Anne Frank's Bells

Anne Frank's Bells 30.10.17


From our bedroom I can hear the bells of the Westerkerk strike the hour. I love lying there listening to it’s bold chime, a reassuring reminder of the rhythms of the world outside. This weekend we are staying at my cousin's flat on Nieuwe Leliestraat, just across the canal from Anne Frank’s annexe, hidden within a townhouse next to the old Westertoren church and its 278 foot belltower.

Every quarter of an hour, there’s a short carillon tune before it rings out the time of day. When the Frank family first went into hiding they couldn’t get used to it’s sound, which must have been pretty loud given the proximity.
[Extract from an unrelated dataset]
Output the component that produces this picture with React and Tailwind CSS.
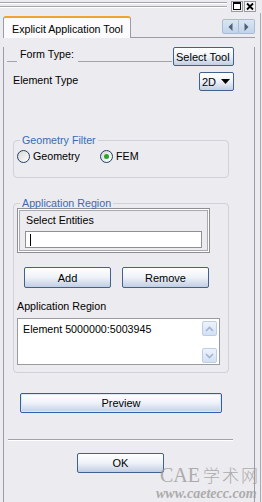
import React from "react";

const btn =
  "flex items-center justify-center rounded-[2px] border border-[#41628f] bg-linear-to-b from-white via-[#eef2f8] to-[#c2cee2] text-black";

function Radio({ checked, label, className = "" }) {
  return (
    <div className={`flex items-center ${className}`}>
      <span className="flex h-[13px] w-[13px] items-center justify-center rounded-full border border-[#1f3f6b] bg-linear-to-br from-[#d9d8d2] to-white">
        {checked && <span className="h-[5px] w-[5px] rounded-full bg-[#2aa52a]" />}
      </span>
      <span className="ml-[3px]">{label}</span>
    </div>
  );
}

function Groove() {
  return <div className="h-[2px] border-t border-b border-t-[#a5a5aa] border-b-white" />;
}

function ScrollBtn({ up }) {
  return (
    <div className="flex h-[15px] w-[15px] items-center justify-center rounded-[2px] border border-[#bccde6] bg-linear-to-b from-[#eef3fb] to-[#d3e0f3]">
      <svg width="9" height="6" viewBox="0 0 9 6">
        <path
          d={up ? "M1 5 L4.5 1.5 L8 5" : "M1 1 L4.5 4.5 L8 1"}
          fill="none"
          stroke="#a3b4cf"
          strokeWidth="1.6"
        />
      </svg>
    </div>
  );
}

export default function App() {
  return (
    <div className="relative h-[502px] w-[262px] overflow-hidden bg-[#ecebef] font-['Liberation_Sans',Arial,sans-serif] text-[10.7px] leading-[14px] text-black">
      {/* title strip */}
      <div className="flex h-[13px]">
        <div className="flex-1 pr-[4px] pt-[2px]">
          <Groove />
          <div className="mt-[2px]">
            <Groove />
          </div>
        </div>
        <svg width="12" height="11" viewBox="0 0 12 11" className="mt-px">
          <rect x="0.5" y="0.5" width="11" height="10" fill="#f4f4f6" stroke="#9a9aa0" />
          <rect x="2.5" y="1.5" width="7" height="7" fill="white" stroke="black" />
          <rect x="2" y="1" width="8" height="2" fill="black" />
        </svg>
        <svg width="12" height="11" viewBox="0 0 12 11" className="ml-px mr-[6px] mt-px">
          <rect x="0.5" y="0.5" width="11" height="10" fill="#f4f4f6" stroke="#9a9aa0" />
          <path d="M3 2.5 L9 8.5 M9 2.5 L3 8.5" stroke="black" strokeWidth="1.8" />
        </svg>
      </div>

      <div className="mr-px h-[489px] w-[261px] border-r border-[#a9a9b2]">
        {/* tab row */}
        <div className="ml-[3px] flex h-[25px] w-[252px]">
          <div className="mt-[3px] flex h-[22px] w-[128px] items-center rounded-t-[3px] border-x border-t-2 border-x-[#9c9ca6] border-t-[#f0a232] bg-[#fbfbfd] pl-[8px] pt-px">
            Explicit Application Tool
          </div>
          <div className="flex flex-1 justify-end border-b border-[#9c9ca6]">
            <div className="mt-[6px] flex h-[15px]">
              <div className="flex w-[17px] items-center justify-center rounded-l-[2px] border border-[#a9bcd6] bg-linear-to-b from-[#d9e5f4] to-[#c2d4ea]">
                <svg width="5" height="8" viewBox="0 0 5 8">
                  <path d="M4.5 0 L0.5 4 L4.5 8 Z" fill="#4f5e75" />
                </svg>
              </div>
              <div className="flex w-[16px] items-center justify-center rounded-r-[2px] border border-l-0 border-[#a9bcd6] bg-linear-to-b from-[#d9e5f4] to-[#c2d4ea]">
                <svg width="5" height="8" viewBox="0 0 5 8">
                  <path d="M0.5 0 L4.5 4 L0.5 8 Z" fill="#4f5e75" />
                </svg>
              </div>
            </div>
          </div>
        </div>

        {/* panel */}
        <div className="ml-[3px] h-[464px] w-[252px] border-x border-[#9c9ca6] pr-[20px]">
          {/* form type */}
          <div className="mt-[9px] flex items-start">
            <div className="ml-[3px] mt-[14px] h-px w-[10px] bg-[#a2a2a8]" />
            <span className="ml-[3px]">Form Type:</span>
            <div className="ml-[4px] mr-px mt-[14px] h-px flex-1 bg-[#a2a2a8]" />
            <div className={`${btn} h-[19px] w-[61px] justify-start pl-[2px] text-[11px]`}>Select Tool</div>
          </div>

          {/* element type */}
          <div className="mt-[6px] flex items-start justify-between pl-[9px]">
            <span className="mt-px">Element Type</span>
            <div className={`${btn} h-[19px] w-[35px] justify-start pl-[2px]`}>
              <span className="text-[11px]">2D</span>
              <svg width="9" height="5" viewBox="0 0 9 5" className="ml-[5px]">
                <path d="M0 0 H9 L4.5 5 Z" fill="black" />
              </svg>
            </div>
          </div>

          {/* geometry filter */}
          <fieldset className="ml-[9px] mt-[42px] w-[216px] rounded-[4px] border border-[#d2d0d8] px-0 pb-[14px]">
            <legend className="ml-[6px] px-[2px] text-[#3c6ab2]">Geometry Filter</legend>
            <div className="mt-[2px] flex items-center">
              <Radio label="Geometry" className="ml-[3px] w-[83px]" />
              <Radio label="FEM" checked />
            </div>
          </fieldset>

          {/* application region */}
          <fieldset className="ml-[9px] mt-[19px] w-[216px] rounded-[4px] border border-[#d2d0d8] px-0 pb-[7px]">
            <legend className="ml-[6px] px-[2px] leading-[12px] text-[#3c6ab2]">Application Region</legend>
            <div className="-mt-px ml-[3px] h-[45px] w-[193px] border border-[#8e8e94] px-[7px] pt-[4px] shadow-[inset_0_0_0_1px_#ffffff,inset_0_0_0_2px_#a9a9b0]">
              <div className="pl-px">Select Entities</div>
              <div className="mt-[4px] flex h-[17px] w-[177px] items-center border border-[#8f8f95] bg-white pl-[4px]">
                <div className="h-[12px] w-px bg-black" />
              </div>
            </div>

            <div className="ml-[10px] mt-[14px] flex gap-[11px]">
              <div className={`${btn} h-[21px] w-[87px] text-[11px]`}>Add</div>
              <div className={`${btn} h-[21px] w-[87px] text-[11px]`}>Remove</div>
            </div>

            <div className="ml-[3px] mt-[11px]">Application Region</div>
            <div className="ml-[3px] mt-[5px] flex h-[47px] w-[203px] border border-[#9a9aa0] bg-white">
              <div className="flex-1 pl-[5px] pt-[3px]">Element 5000000:5003945</div>
              <div className="mr-[2px] mt-[2px] flex flex-col justify-between pb-[1px]">
                <ScrollBtn up />
                <ScrollBtn />
              </div>
            </div>
          </fieldset>

          {/* preview */}
          <div className="ml-[16px] mt-[20px] flex h-[20px] w-[202px] items-center justify-center rounded-[2px] border border-[#2f5eab] bg-linear-to-b from-white via-[#eef2f9] to-[#c3d0e6] text-[11px] shadow-[inset_0_0_0_1px_#dfe7f5]">
            Preview
          </div>

          <div className="ml-[4px] mt-[26px] h-[2px] w-[225px] border-t border-b border-t-[#a2a2a8] border-b-white" />

          <div className={`${btn} ml-[73px] mt-[12px] h-[20px] w-[87px] text-[11px]`}>OK</div>
        </div>
      </div>

      {/* watermark */}
      <div className="pointer-events-none absolute bottom-[1px] left-[156px] flex flex-col items-start leading-none text-[#9c9c9c] opacity-80">
        <div className="ml-[4px] flex items-baseline font-['Liberation_Serif','Noto_Sans_CJK_SC',serif]">
          <span className="text-[20px]">CAE</span>
          <span className="ml-[3px] text-[17px] tracking-[2px] font-['Noto_Sans_CJK_SC',serif] font-light">学术网</span>
        </div>
        <div className="mt-[2px] font-['Liberation_Serif',serif] text-[14px] font-bold italic">www.caetecc.com</div>
      </div>
    </div>
  );
}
Anne, however liked it from the start, finding it a comfort, especially at night.

During the years in hiding Anne longs for the outside world. Whilst radio broadcasts keep the family up to speed with the progress of the war, and friends Bep and Miep bring news from the streets below, it’s nature that brings Anne the greatest sense of connection with life beyond.

She describes sitting with Peter on the floor in the attic looking out of the window at ‘the bare chestnut tree glistening with dew, the seagulls and other birds glinting with silver as they swooped through the air…We were so moved and entranced that we couldn’t speak. Riches, prestige, everything can be lost... But the happiness in your own heart can only be dimmed.’
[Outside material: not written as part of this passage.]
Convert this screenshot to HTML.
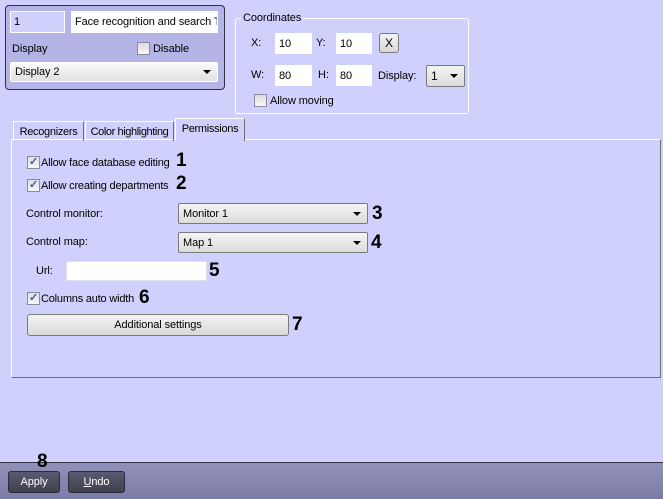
<!DOCTYPE html>
<html><head><style>
*{box-sizing:border-box;margin:0;padding:0}
body{width:663px;height:499px;background:#d0d0fc;font-family:"Liberation Sans",sans-serif;font-size:11px;color:#000;position:relative;overflow:hidden;white-space:nowrap;letter-spacing:-0.1px}
.a{position:absolute}
.inp{position:absolute;background:#fff;border:1px solid #b8b8d0;padding:0 3px;font-size:11px;white-space:nowrap;overflow:hidden;display:flex;align-items:center}
.dd{position:absolute;border:1px solid #7a7a7a;border-radius:2px;background:linear-gradient(#f4f4f4,#dcdcdc);padding:0 4px;font-size:11px;display:flex;align-items:center}
.dd:after{content:"";position:absolute;right:6px;top:50%;margin-top:-2px;border-left:4px solid transparent;border-right:4px solid transparent;border-top:4px solid #000}
.cb{position:absolute;width:13px;height:13px;border:1px solid #8a8a9a;background:linear-gradient(#dcdce4,#f8f8f8)}
.cb.on:after{content:"✓";position:absolute;left:1px;top:-2px;font-size:11px;color:#4a5a8a;font-weight:bold}
.num{position:absolute;font-weight:bold;font-size:19px;line-height:19px}
.btn{position:absolute;border:1px solid #7a7a7a;border-radius:3px;background:linear-gradient(#f4f4f4,#d8d8d8);text-align:center;font-size:11px}
.tab{position:absolute;border:1px solid #fff;border-right-color:#707070;border-bottom:none;padding:4px 0 0;text-align:center;font-size:11px;height:20px}
</style></head><body>
<div class="a" style="left:5px;top:5px;width:220px;height:85px;background:#b4b4e6;border:1px solid #303040;border-radius:4px"></div>
<div class="inp" style="left:10px;top:11px;width:55px;height:22px;background:#d0d0fc;border-color:#fff">1</div>
<div class="inp" style="left:71px;top:11px;width:147px;height:22px;border-color:#fff">Face recognition and search T</div>
<div class="a" style="left:12px;top:43px">Display</div>
<div class="cb" style="left:137px;top:42px"></div>
<div class="a" style="left:153px;top:43px">Disable</div>
<div class="dd" style="left:10px;top:62px;width:208px;height:20px;border-color:#fff;background:linear-gradient(#fafafa,#e0e0e0)">Display 2</div>

<div class="a" style="left:235px;top:18px;width:234px;height:96px;border:1px solid #fff;border-radius:3px"></div>
<div class="a" style="left:241px;top:12px;background:#d0d0fc;padding:0 2px">Coordinates</div>
<div class="a" style="left:251px;top:37px">X:</div>
<div class="inp" style="left:275px;top:33px;width:37px;height:21px;border-color:#fff">10</div>
<div class="a" style="left:316px;top:37px">Y:</div>
<div class="inp" style="left:336px;top:33px;width:36px;height:21px;border-color:#fff">10</div>
<div class="btn" style="left:379px;top:33px;width:20px;height:20px;line-height:18px;font-size:12px">X</div>
<div class="a" style="left:251px;top:69px">W:</div>
<div class="inp" style="left:275px;top:65px;width:37px;height:21px;border-color:#fff">80</div>
<div class="a" style="left:318px;top:69px">H:</div>
<div class="inp" style="left:336px;top:65px;width:36px;height:21px;border-color:#fff">80</div>
<div class="a" style="left:378px;top:70px">Display:</div>
<div class="dd" style="left:426px;top:65px;width:39px;height:22px;font-size:12px">1</div>
<div class="cb" style="left:254px;top:94px"></div>
<div class="a" style="left:270px;top:95px">Allow moving</div>

<div class="a" style="left:11px;top:139px;width:650px;height:239px;border:1px solid #fff;border-right-color:#707070;border-bottom-color:#707070"></div>
<div class="tab" style="left:13px;top:121px;width:71px;letter-spacing:-0.3px">Recognizers</div>
<div class="tab" style="left:85px;top:121px;width:89px;letter-spacing:-0.4px">Color highlighting</div>
<div class="tab" style="left:175px;top:118px;width:70px;height:23px;background:#d0d0fc;letter-spacing:-0.3px">Permissions</div>

<div class="cb on" style="left:27px;top:156px"></div>
<div class="a" style="left:41px;top:157px;letter-spacing:-0.2px">Allow face database editing</div>
<div class="num" style="left:176px;top:151px">1</div>
<div class="cb on" style="left:27px;top:179px"></div>
<div class="a" style="left:41px;top:180px;letter-spacing:-0.2px">Allow creating departments</div>
<div class="num" style="left:176px;top:174px">2</div>
<div class="a" style="left:26px;top:208px">Control monitor:</div>
<div class="dd" style="left:178px;top:203px;width:190px;height:21px">Monitor 1</div>
<div class="num" style="left:372px;top:204px">3</div>
<div class="a" style="left:26px;top:236px">Control map:</div>
<div class="dd" style="left:178px;top:232px;width:190px;height:21px">Map 1</div>
<div class="num" style="left:371px;top:233px">4</div>
<div class="a" style="left:36px;top:265px">Url:</div>
<div class="inp" style="left:66px;top:261px;width:141px;height:20px;border-color:#e0e0f0"></div>
<div class="num" style="left:209px;top:261px">5</div>
<div class="cb on" style="left:27px;top:292px"></div>
<div class="a" style="left:41px;top:293px;letter-spacing:-0.2px">Columns auto width</div>
<div class="num" style="left:139px;top:288px">6</div>
<div class="btn" style="left:27px;top:314px;width:262px;height:22px;line-height:20px">Additional settings</div>
<div class="num" style="left:292px;top:315px">7</div>

<div class="a" style="left:0;top:462px;width:663px;height:37px;background:linear-gradient(#9090b8,#7c7ca8);border-top:1px solid #303040"></div>
<div class="num" style="left:37px;top:452px">8</div>
<div class="btn" style="left:8px;top:471px;width:52px;height:22px;line-height:20px;background:linear-gradient(#5a5a70,#40404e);color:#fff;border-color:#2a2a3a">Apply</div>
<div class="btn" style="left:68px;top:471px;width:57px;height:22px;line-height:20px;background:linear-gradient(#5a5a70,#40404e);color:#fff;border-color:#2a2a3a"><u>U</u>ndo</div>
</body></html>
Anne throws open a window into her own life’s experience via her diary. And yet her world was being shuttered in, her freedoms restricted and reduced day-by-day. Before too long, the Westerkerk’s bells were removed, ‘carted off for the war.’ The simple daily pleasure of the bells was denied her. 

To me, those bells have become Anne’s voice. They are the sound of her spirit, carried outwards into the world with characteristic upbeat boldness. They are a reminder to look up at the sky, to enjoy the fresh air. ‘As long as this exists there will be a solace for every sorrow, whatever the circumstances.’